Nari Panos is surrounded by Spina at east, Enzarpayan at North, Dagar Nari at West and Salt mountains is its limit boundary with city Karak. Literacy rate of the village is 70 percent and almost every child is on his/her way to school, The focus on education started very early on as the area is dry and agriculture mostly is dependent upon rain so people since the time of independence have started to educate their children resulting in generations of doctors, engineers, teachers, armed officers, civil servants, social activists and nearly every important post in government and bureaucracy. The most renowned people from Karak district are Capt Rtd. Dr Muhammad Aman Khattak (first doctor from district Karak who studied at the prestigious King Edward's Medical College, Lahore in the 1960s and later served on senior GoP positions serving the communities in FATA/KPK when there was shortage of doctors), Khalil ur Rehman (He remained the district education officer and was a Pashto Poet. Apart from his only poetry book published, a great amount of his poetry was lost) Shernawaz Khattak(Renowned Lawyer, ex Law and Parliamentary Affairs Minister of the Government of KPK and political leader), Lt Col Rafique (one of the first few officers from the region in early 1950s and veteran of the two wars with India), Baz Muhammad Khattak (Senior CSP officer/civil servant from DMG and provincial Secretary), Tehsin Ullah khattak S/O Abdul Shahid Khan (Social and Development Sector Specialist), Engineer Ayaz Khattak, Fahim Ullah Khattak (retired senior bureaucrat and finance secretary K.P.K.), Rehman Khattak (Civil Engineer),  Naveed Anwar Khan (Youth President PTI & Serving in Pakistan Nuclear Regulatory Authority). Also, it has produced PMS ( Provincial Management Services) officers, like Yousaf Haroon, Najeed Ullah, Habib Ullah, and many others who excelled in their careers with distinctions.

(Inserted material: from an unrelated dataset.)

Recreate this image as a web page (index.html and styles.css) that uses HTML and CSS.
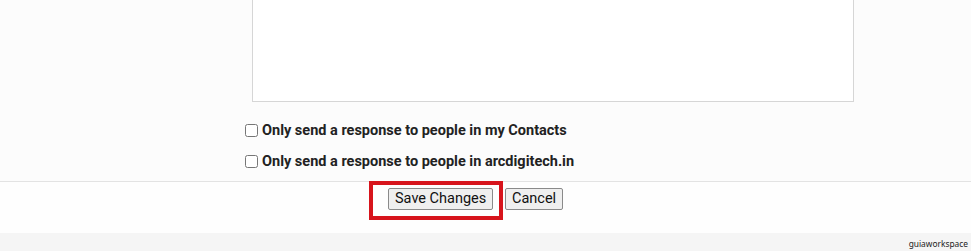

Several serving and retired servicemen and officers of the Pakistan Armed forces hail from Nari Panos. The village population takes pride in taking military service as a choice of profession keeping alive the rich traditions of their ancestors and hardworking people.

Now the oil and gas companies are looking for mines extraction in "Nari Panos" and "Banda Daud Shah" and already MOL is working in these tehsils however water is a big issue in the region due to dry land.